Strengthen initiatives for the materials in power  semiconductors that contribute to decarbonization and carbon neutrality

In the initiatives for decarbonization and carbon neutrality as part of the latest and largest social issues, Countries plan investments of nearly ¥500 trillion over the next ten years.*1 In addition, GFANZ*2 plans investments and loans of approximately ¥11 quadrillion (US$100 trillion) through a coalition of voluntary financial Institutions from Japan and overseas. These represent major expectations in the resolution of issues by firms and businesses around the world. Under these circumstances, the market scale of power semiconductors is expected to further expand as the heart of EV/HEV and energy-saving home appliances while supporting the renewable energy systems of wind power and solar power generation, as well as efficient power transmission and supply based on smart grids.

※1 Source: JEITA Semiconductor Subcommittee, “Semiconductor Strategies for Achieving Increased International Competitiveness”
※2 Glasgow Financial Alliance for Net Zero (GFANZ): a global coalition of more than 450 leading financial institutions that officially took effect at COP26 in Glasgow, UK, in 2021

One of the triggers leading the unprecedented growth of the semiconductor industry — Power semiconductors

Growth in the power semiconductor market has started to accelerate and has now become one of the triggers leading the unprecedented growth of the semiconductor industry TOK has the largest global market share of g/i-Line photoresists, which are essential for the manufacture of power semiconductors, and consistently account for 7% to nearly 10% of consolidated net sales. At present, TOK continues mass production at full capacity in response to the market growth of power semiconductors. Under the TOK Medium-Term Plan 2024, the Company promotes large-scale capital investments to increase equipment and efficiency in manufacturing plants (automation and mechanization) and to renew the manufacturing, inspection, and warehouse equipment.

Source：
Status of the Power Electronics Industry 2021 report,
Yole Developpement, 2021

Developing high-value-added/next-generation materials

In order to steadily advance initiatives for decarbonization and carbon neutrality and thus limit global warming to 1.5°C, the further upgrading and performance increase of power semiconductors are required. To this end, TOK is committed to providing and developing new high-value-added and next-generation materials. TOK developed proprietary i-Line thick-film photoresists of the chemically amplified type for the growing demand for high-performance power devices.
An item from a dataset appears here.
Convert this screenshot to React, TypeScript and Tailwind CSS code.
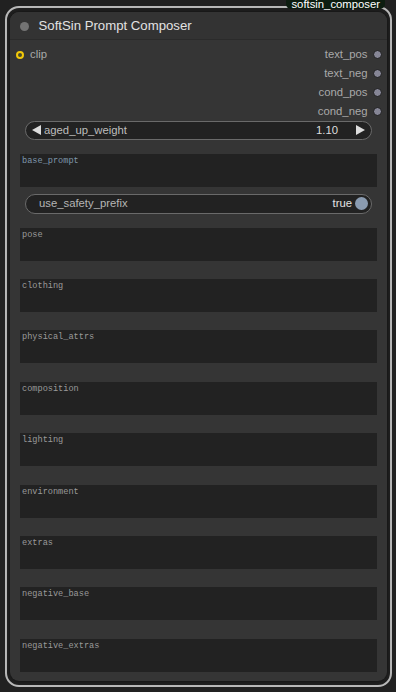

The Company is also striving to develop materials for next-generation SiC (silicon carbide), GaN (gallium nitride), and Ga2O3 (gallium oxide) power semiconductors.

Long-run creation of shared value

The market for g/i-Line photoresists and other power semiconductor materials consists of many customers involving long-term transactions. TOK pursues long-term sustainable growth by maintaining relationships of trust on a long-term basis. Moreover, the amount and thickness of g/i-Line photoresists vary by customer, in addition to substantial differences in the amounts used. By continuously providing detailed service under the proprietary customer-oriented strategies, the Company will create long-run shared value toward decarbonization and carbon neutrality.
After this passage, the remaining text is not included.